Is there any instance where a CRNA or MD can bill an ESI under anesthesia codes?  I have them billing under 00635 and/or 01991 when they actually performed the ESI in an outpatient setting.  And, the anesthesia codes are being billed with minutes.

I appreciate any help.  You can e-mail me at jpyles@phsystems.com.

Thanks.


----------



## susanlwright (Nov 7, 2007)

Do you mean that the ESI is in addition to anesthesia for a procedure?  If this is the case and the ESI is for postop pain, then the code for the ESI should be either 62310 or 62311.


----------



## pylesjl (Nov 15, 2007)

There is no additional anesthesia.  Only the epidural was performed.


----------



## 1071471 (Nov 16, 2007)

*Epidural Steroid Injections*

You would bill 62310-cervical or 62311-lumbar.  They are usually not done under anesthesia.  Hope this helps.


----------



## NIENAJADLY (Jun 20, 2008)

*Epidural under anesthesia*

You can bill for anesthesia for the epidural IF another, non-group-related physician is doing the epidural.  We, for example, would use 62311 for the CPT to cross over to the 01992 ASA.  Certain carriers won't pay for it as not medically necessary but we don't see it that often so it's hard to tell.


----------



## Dorothy Godolphin (Jul 2, 2008)

*ESI by CRNA*

Sounds like this was the type of anesthesia being used for the procedure, not sure?   But the one thing I saw was the 01991 * that is for a patient in the supine position* ...if the CRNA was providing anesthesia for an epidural then you would need to bill 01992 (prone position) for his anesthesia code but if he was truly performing an ESI injection for pain good luck getting it paid.

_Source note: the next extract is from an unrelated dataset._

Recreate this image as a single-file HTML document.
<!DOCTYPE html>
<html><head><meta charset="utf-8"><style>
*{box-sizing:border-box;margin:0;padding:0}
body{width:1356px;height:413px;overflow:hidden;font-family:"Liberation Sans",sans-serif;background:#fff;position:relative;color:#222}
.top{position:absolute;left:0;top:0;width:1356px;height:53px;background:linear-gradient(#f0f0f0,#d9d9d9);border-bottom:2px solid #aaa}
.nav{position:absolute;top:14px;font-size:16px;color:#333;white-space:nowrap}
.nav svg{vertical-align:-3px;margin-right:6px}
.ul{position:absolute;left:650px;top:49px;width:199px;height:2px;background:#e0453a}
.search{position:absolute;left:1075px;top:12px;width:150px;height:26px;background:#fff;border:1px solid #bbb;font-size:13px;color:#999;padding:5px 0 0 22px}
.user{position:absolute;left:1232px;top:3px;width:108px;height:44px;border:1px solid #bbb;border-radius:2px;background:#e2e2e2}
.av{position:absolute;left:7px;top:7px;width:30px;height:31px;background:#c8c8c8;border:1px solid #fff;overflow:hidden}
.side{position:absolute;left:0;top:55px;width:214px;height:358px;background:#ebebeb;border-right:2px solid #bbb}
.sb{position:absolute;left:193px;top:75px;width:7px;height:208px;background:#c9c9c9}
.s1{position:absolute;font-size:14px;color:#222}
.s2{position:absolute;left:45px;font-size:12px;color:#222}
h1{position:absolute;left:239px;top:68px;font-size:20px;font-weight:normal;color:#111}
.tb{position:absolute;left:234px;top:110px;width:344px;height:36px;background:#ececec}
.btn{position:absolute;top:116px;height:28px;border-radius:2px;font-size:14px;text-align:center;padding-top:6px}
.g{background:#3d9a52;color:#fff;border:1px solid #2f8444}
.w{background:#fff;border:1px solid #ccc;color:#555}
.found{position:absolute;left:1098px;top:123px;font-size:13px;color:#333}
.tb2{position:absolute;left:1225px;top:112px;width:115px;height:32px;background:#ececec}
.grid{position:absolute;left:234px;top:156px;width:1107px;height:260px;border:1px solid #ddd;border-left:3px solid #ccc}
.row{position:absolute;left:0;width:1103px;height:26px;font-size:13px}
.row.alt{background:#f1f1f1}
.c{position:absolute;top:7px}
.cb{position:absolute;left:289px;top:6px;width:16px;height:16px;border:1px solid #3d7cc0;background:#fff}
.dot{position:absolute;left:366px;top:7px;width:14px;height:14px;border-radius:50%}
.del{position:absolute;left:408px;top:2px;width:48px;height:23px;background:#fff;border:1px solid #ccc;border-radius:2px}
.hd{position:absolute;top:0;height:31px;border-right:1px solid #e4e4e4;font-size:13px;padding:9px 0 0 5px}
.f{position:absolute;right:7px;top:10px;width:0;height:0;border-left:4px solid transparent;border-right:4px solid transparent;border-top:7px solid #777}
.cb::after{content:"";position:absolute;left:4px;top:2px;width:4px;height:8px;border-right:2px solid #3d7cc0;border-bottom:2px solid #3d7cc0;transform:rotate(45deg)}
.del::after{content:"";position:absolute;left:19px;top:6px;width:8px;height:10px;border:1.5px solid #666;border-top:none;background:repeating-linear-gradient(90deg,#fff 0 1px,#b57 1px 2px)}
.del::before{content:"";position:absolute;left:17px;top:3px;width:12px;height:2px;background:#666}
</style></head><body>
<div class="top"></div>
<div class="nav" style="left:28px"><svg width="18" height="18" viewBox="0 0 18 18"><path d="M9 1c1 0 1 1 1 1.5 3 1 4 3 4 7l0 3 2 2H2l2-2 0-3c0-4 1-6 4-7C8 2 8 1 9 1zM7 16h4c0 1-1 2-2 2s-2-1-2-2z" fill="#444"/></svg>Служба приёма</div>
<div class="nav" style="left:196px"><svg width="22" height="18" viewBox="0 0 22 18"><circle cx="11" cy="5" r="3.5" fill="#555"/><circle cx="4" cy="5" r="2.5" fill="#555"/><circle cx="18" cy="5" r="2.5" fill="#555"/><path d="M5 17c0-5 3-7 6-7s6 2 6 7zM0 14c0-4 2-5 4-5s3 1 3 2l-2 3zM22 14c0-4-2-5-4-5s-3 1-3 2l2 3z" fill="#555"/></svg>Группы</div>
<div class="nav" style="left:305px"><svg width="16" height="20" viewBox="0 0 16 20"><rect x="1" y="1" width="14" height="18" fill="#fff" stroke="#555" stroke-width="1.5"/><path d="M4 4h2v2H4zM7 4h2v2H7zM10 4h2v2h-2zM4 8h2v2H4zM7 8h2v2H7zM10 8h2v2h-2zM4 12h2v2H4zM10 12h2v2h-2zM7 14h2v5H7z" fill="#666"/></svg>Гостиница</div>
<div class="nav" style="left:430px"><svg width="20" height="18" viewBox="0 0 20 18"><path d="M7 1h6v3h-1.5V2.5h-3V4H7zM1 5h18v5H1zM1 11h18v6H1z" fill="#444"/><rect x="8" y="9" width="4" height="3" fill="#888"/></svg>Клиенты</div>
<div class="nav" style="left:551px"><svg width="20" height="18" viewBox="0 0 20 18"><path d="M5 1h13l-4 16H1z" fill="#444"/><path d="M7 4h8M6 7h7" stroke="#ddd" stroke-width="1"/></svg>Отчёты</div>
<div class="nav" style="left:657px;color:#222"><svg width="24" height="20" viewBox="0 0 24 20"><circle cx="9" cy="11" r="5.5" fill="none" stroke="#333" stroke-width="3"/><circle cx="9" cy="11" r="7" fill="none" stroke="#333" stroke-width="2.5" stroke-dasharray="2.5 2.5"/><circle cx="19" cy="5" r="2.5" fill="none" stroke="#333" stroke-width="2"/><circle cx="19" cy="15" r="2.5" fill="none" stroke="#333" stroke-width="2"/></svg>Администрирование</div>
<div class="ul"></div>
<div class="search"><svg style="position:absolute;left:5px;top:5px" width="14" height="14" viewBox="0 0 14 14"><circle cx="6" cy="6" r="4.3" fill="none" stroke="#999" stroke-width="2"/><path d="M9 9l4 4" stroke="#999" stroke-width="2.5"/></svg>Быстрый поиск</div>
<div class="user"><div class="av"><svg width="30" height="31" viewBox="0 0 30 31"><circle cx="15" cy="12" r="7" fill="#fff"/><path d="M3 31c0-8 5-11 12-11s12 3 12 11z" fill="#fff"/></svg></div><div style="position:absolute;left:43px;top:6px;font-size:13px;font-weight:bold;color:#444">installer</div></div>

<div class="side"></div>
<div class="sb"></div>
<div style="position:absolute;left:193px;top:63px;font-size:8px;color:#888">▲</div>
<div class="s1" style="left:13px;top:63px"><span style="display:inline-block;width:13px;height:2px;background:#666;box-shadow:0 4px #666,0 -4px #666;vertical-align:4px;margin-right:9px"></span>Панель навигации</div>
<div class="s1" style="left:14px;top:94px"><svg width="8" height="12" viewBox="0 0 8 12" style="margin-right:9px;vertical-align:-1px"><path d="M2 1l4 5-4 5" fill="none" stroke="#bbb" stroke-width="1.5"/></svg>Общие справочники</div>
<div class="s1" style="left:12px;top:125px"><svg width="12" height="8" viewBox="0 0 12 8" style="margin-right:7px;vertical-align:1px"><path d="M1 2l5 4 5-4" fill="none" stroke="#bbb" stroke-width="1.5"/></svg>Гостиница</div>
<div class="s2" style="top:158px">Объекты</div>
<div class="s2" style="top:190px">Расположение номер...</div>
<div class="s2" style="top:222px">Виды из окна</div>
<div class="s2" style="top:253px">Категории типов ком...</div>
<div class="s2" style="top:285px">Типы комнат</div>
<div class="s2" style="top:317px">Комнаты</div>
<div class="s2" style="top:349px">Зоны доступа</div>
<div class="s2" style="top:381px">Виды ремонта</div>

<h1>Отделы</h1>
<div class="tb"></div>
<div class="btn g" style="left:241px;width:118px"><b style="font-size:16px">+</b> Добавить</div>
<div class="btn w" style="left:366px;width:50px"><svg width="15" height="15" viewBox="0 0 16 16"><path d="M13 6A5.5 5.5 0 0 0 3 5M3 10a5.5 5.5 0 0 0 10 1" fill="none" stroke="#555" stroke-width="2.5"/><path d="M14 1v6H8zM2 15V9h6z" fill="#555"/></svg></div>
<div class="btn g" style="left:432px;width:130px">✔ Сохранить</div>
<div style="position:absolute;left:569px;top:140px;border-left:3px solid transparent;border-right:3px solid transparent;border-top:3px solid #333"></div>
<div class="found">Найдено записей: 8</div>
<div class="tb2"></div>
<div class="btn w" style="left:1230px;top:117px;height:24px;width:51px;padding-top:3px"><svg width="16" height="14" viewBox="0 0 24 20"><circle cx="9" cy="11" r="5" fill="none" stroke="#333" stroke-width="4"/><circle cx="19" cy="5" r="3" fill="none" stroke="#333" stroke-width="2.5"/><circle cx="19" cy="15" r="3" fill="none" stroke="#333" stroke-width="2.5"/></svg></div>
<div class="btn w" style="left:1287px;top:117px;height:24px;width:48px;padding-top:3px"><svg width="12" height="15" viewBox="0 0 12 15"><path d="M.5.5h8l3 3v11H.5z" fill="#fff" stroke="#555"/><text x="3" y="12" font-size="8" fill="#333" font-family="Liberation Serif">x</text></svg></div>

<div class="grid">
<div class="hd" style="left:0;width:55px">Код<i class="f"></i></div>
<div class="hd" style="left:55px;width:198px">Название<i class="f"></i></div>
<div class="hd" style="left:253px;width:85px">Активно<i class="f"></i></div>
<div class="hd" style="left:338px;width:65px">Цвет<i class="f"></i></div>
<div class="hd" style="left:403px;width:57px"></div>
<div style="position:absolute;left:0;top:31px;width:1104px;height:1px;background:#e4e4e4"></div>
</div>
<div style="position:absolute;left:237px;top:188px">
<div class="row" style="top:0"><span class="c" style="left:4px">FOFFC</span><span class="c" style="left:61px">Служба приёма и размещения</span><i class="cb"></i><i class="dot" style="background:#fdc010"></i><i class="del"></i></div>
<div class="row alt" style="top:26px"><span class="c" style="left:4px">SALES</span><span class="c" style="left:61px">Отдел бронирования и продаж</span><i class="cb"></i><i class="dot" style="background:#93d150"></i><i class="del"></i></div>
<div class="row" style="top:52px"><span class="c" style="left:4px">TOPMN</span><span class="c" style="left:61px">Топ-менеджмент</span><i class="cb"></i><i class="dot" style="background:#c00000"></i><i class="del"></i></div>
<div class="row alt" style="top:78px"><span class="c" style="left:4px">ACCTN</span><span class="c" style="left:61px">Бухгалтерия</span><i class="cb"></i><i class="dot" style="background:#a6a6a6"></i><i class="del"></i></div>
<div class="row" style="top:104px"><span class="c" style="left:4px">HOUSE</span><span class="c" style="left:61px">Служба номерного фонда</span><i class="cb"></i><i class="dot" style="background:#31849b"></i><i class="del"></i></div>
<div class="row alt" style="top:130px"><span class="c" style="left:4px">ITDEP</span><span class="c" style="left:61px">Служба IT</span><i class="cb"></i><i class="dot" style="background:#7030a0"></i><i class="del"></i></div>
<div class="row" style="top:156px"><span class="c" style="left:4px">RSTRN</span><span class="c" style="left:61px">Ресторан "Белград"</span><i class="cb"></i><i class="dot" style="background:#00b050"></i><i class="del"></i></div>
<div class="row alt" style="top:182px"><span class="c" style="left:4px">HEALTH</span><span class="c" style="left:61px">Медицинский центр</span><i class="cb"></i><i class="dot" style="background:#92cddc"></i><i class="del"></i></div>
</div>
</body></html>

Most carriers won't pay us for CRNA who perform ESI for pain mgnt.
Hope this helps
Dottie G


----------



## Codingabc123 (Jul 2, 2008)

We have a pain management doctor who does ESI's with a CRNA providing MAC under medical direction of another doctor in the same group practice.  Payment for the anesthesia is hit or miss under these circumstances.  A CRNA not under direction has not previously been paid.  We typically do not have CRNAs providing ESI injections.  Hope that helps.


----------



## Dorothy Godolphin (Jul 2, 2008)

*ESI and CRNAs*

Another thing when billing for anesthesia by another provider in the same group ....if you are billing to a carrier that you are paid under one group#...the carrier will argue this is bundled because they are paying for the provider in your group that has done the block.  So they see this as unbundling.  We get our CRNAs paid even if they are not medically directed by some carriers.  When our Administrator is negiogating contracts he explains that we also have pain centers that are doing these blocks and providing anesthesia for some of the patients.  Think this helps to some degree.
Thanks
Dottie


----------



## skincer (Aug 13, 2008)

*ESI by CRNA*

Can you bill the ESI (62310-62311) in addition to the CRNA (01992)? The provider giving the injection is the anesthesiologist and does not supervise the CRNA and we append modifier QZ to CRNA charge. 

In addition, we have different providers who may give the injection and the anesthesiologist supervises CRNA and we submit 3 claims...one for the provider giving injection, one for the supervising anesthesiolgist with QY modifier and CRNA claim with QX modifier.

Are these scenarios typical and adhering to correct coding initiatives? We've read conflicting data from several sources and interested in your opinion.

Thanks in advance!!!
DV, CPC


----------